The Times reports today that "Focus on 2R’s Cuts Time for the rest." The article covers a new report on how NCLB’s focus on writing and math leaves less time for "science, social studies, art and music, gym, lunch and recess." This is exactly the point I made in my first blog on this site — on the crisis in Social Studies. While the new report apparently shows progress in the right direction — last year’s year’s results showed that 71% of elementary schools reported teaching less of at least one content area to make room for basic skills, while this year’s put the number at only 44%. But the apparent gain is just that, apparent: last year districts that changed instruction at all were counted, while this year if a school’s content instruction time declined by less then 10 minutes a day, that was not seen as significant. You tell me, can whoever filled out these forms really callibrate a change down to the minute? I can’t help suspecting that the Department of Education, which came under a lot of heat for last year’s report, found a way to make this year’s look better.

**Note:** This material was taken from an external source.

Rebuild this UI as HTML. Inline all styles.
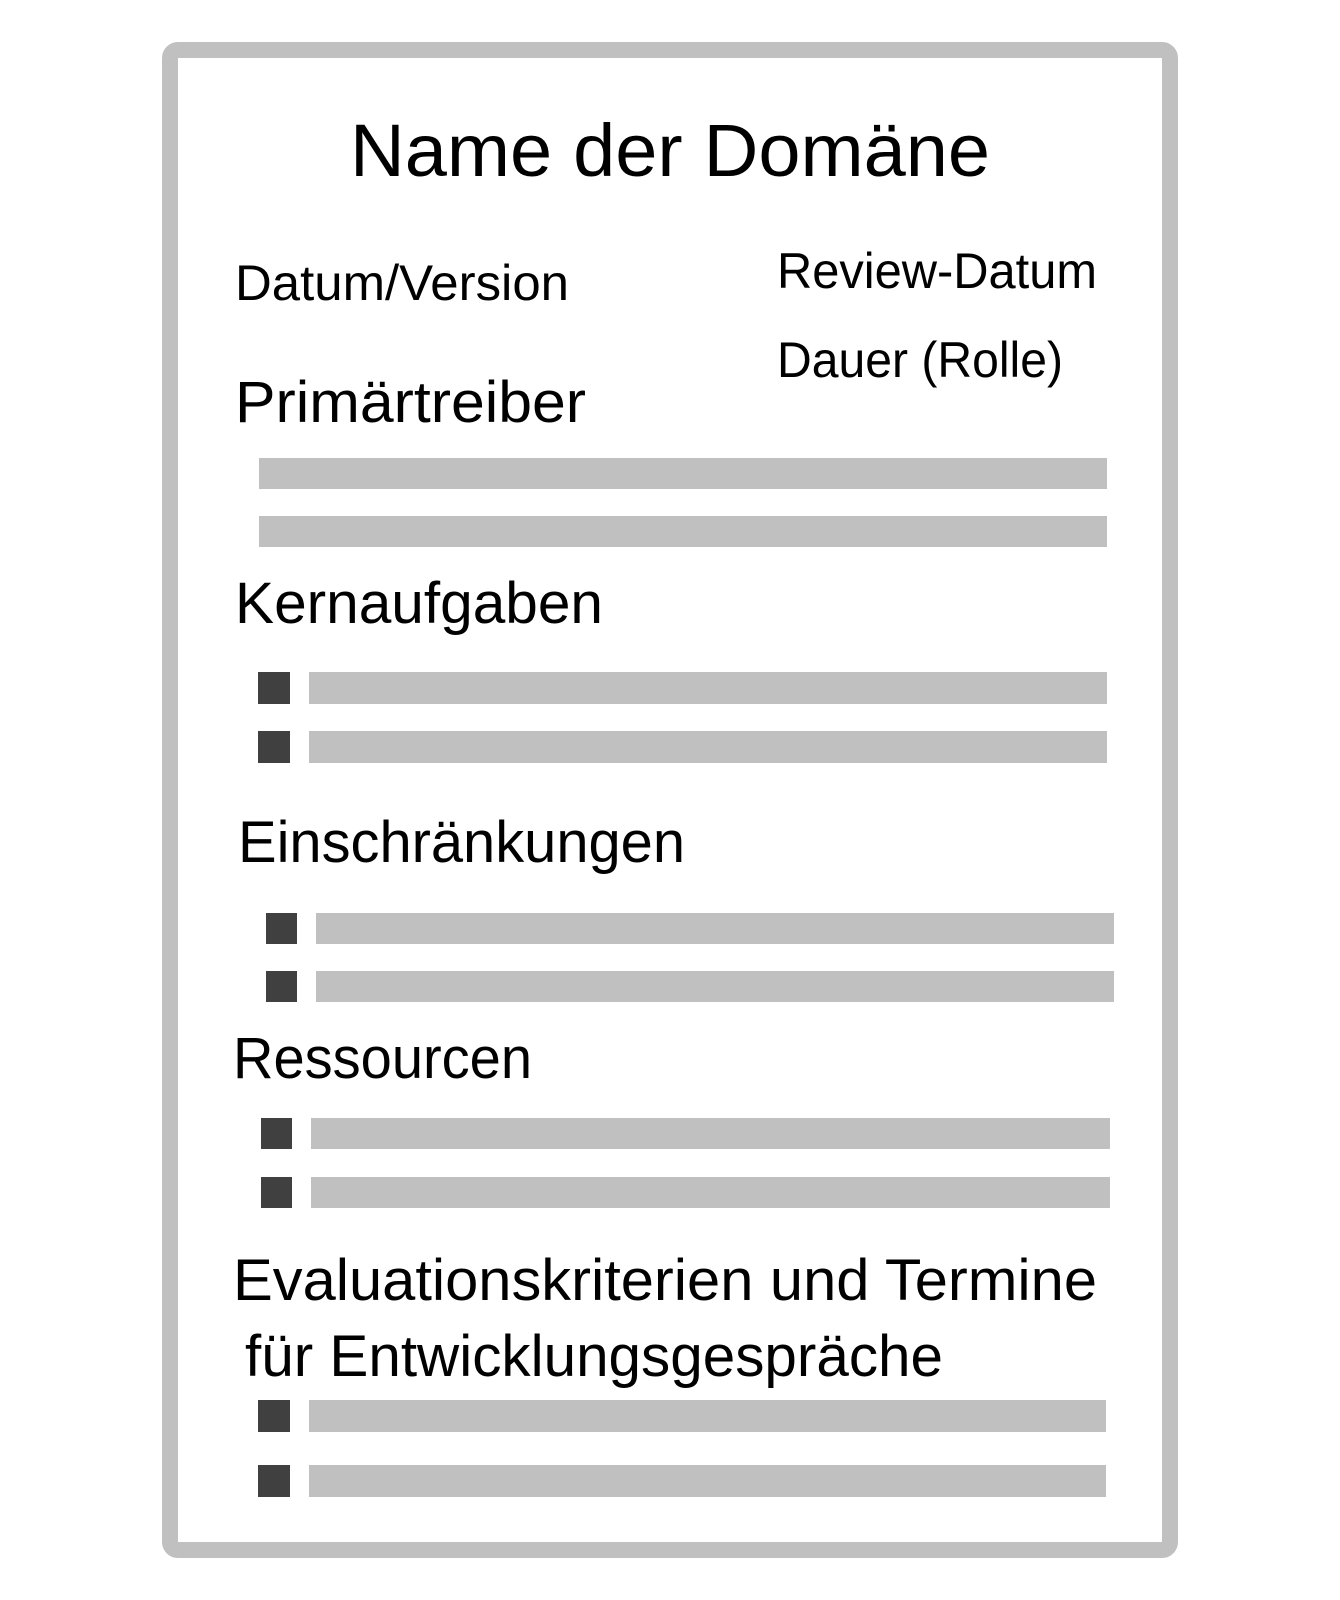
<!DOCTYPE html>
<html><head><meta charset="utf-8"><style>html,body{margin:0;padding:0;background:#fff}svg{display:block}</style></head>
<body>
<svg width="1340" height="1600" viewBox="0 0 1340 1600" xmlns="http://www.w3.org/2000/svg" font-family="Liberation Sans, sans-serif" fill="#000">
<rect x="170" y="50" width="1000" height="1500" rx="8" fill="#fff" stroke="#c0c0c0" stroke-width="16"/>
<text x="670" y="176" font-size="74" text-anchor="middle" textLength="640" lengthAdjust="spacingAndGlyphs">Name der Domäne</text>
<g font-size="50">
<text x="235" y="300" textLength="334" lengthAdjust="spacingAndGlyphs">Datum/Version</text>
<text x="777" y="288" textLength="320" lengthAdjust="spacingAndGlyphs">Review-Datum</text>
<text x="777" y="377" textLength="286" lengthAdjust="spacingAndGlyphs">Dauer (Rolle)</text>
</g>
<g font-size="58">
<text x="235" y="422" textLength="351" lengthAdjust="spacingAndGlyphs">Primärtreiber</text>
<text x="235" y="623" textLength="368" lengthAdjust="spacingAndGlyphs">Kernaufgaben</text>
<text x="238" y="862" textLength="447" lengthAdjust="spacingAndGlyphs">Einschränkungen</text>
<text x="233" y="1078" textLength="299" lengthAdjust="spacingAndGlyphs">Ressourcen</text>
<text x="233" y="1300" textLength="864" lengthAdjust="spacingAndGlyphs">Evaluationskriterien und Termine</text>
<text x="245" y="1376" textLength="698" lengthAdjust="spacingAndGlyphs">für Entwicklungsgespräche</text>
</g>
<g fill="#c0c0c0">
<rect x="259" y="458" width="848" height="31"/>
<rect x="259" y="516" width="848" height="31"/>
<rect x="309" y="672" width="798" height="32"/>
<rect x="309" y="731" width="798" height="32"/>
<rect x="316" y="913" width="798" height="31"/>
<rect x="316" y="971" width="798" height="31"/>
<rect x="311" y="1118" width="799" height="31"/>
<rect x="311" y="1177" width="799" height="31"/>
<rect x="309" y="1400" width="797" height="32"/>
<rect x="309" y="1465" width="797" height="32"/>
</g>
<g fill="#404040">
<rect x="258" y="672" width="32" height="32"/>
<rect x="258" y="731" width="32" height="32"/>
<rect x="266" y="913" width="31" height="31"/>
<rect x="266" y="971" width="31" height="31"/>
<rect x="261" y="1118" width="31" height="31"/>
<rect x="261" y="1177" width="31" height="31"/>
<rect x="258" y="1400" width="32" height="32"/>
<rect x="258" y="1465" width="32" height="32"/>
</g>
</svg>
</body></html>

Margaret Spellings, the secretary of education, argues that this shift to skills is good — since kids can’t handle content without the ability to read and do math. I would argue the reverse: kids have little incentive to learn skills unless they have a goal — something they want to understand, to master, to build, to change, to fix, to solve. And, most obviously, while it is true that a kid who cannot read is limited in what s/he can learn, that is such a minimum standard that to cause a change that impacts somewhere between 71 and 44 percent of all kids in America in order to ensure that those who are really falling behind catch up is, at best, well-intentioned but wacky. It is using the bluntest of instruments to solve a social problem.

I say content rules because schools need to give students a sense of what matters, what is important, of the foundations of ideas, knowledge, thought and inquiry that are the basis of civilization and culture. Grappling with content trains young people to select from the media sprawl, to recognize quality, intellectual integrity, rigor — in a word, truth. We need content in schools to help create readers, citizens, who can find the nuggets of gold in the stream of junk. Precisely because kids are overwhelmed with media options and flooded with skills-based worksheets, content really is king.


  1. Monica Edinger says:

    The problem (and I suspect that it will take a major pendulum swing to fix it) is that skills and content are so separated. Kids can learn to read (and think and write and…) from all sorts of materials: interesting nonfiction, Harry Potter, or a well-done Internet site. (I spend a third of the year teaching all my language arts through a study of the Pilgrims, for instance.)

    I’m also concerned that those entering the teaching profession these days have not been taught themselves in more organic ways and so buy into the need to teach language arts skills in very narrow and scripted ways.

    My hope is that eventually there will be a shift back to more progressive thinking in education. But who knows when that will be?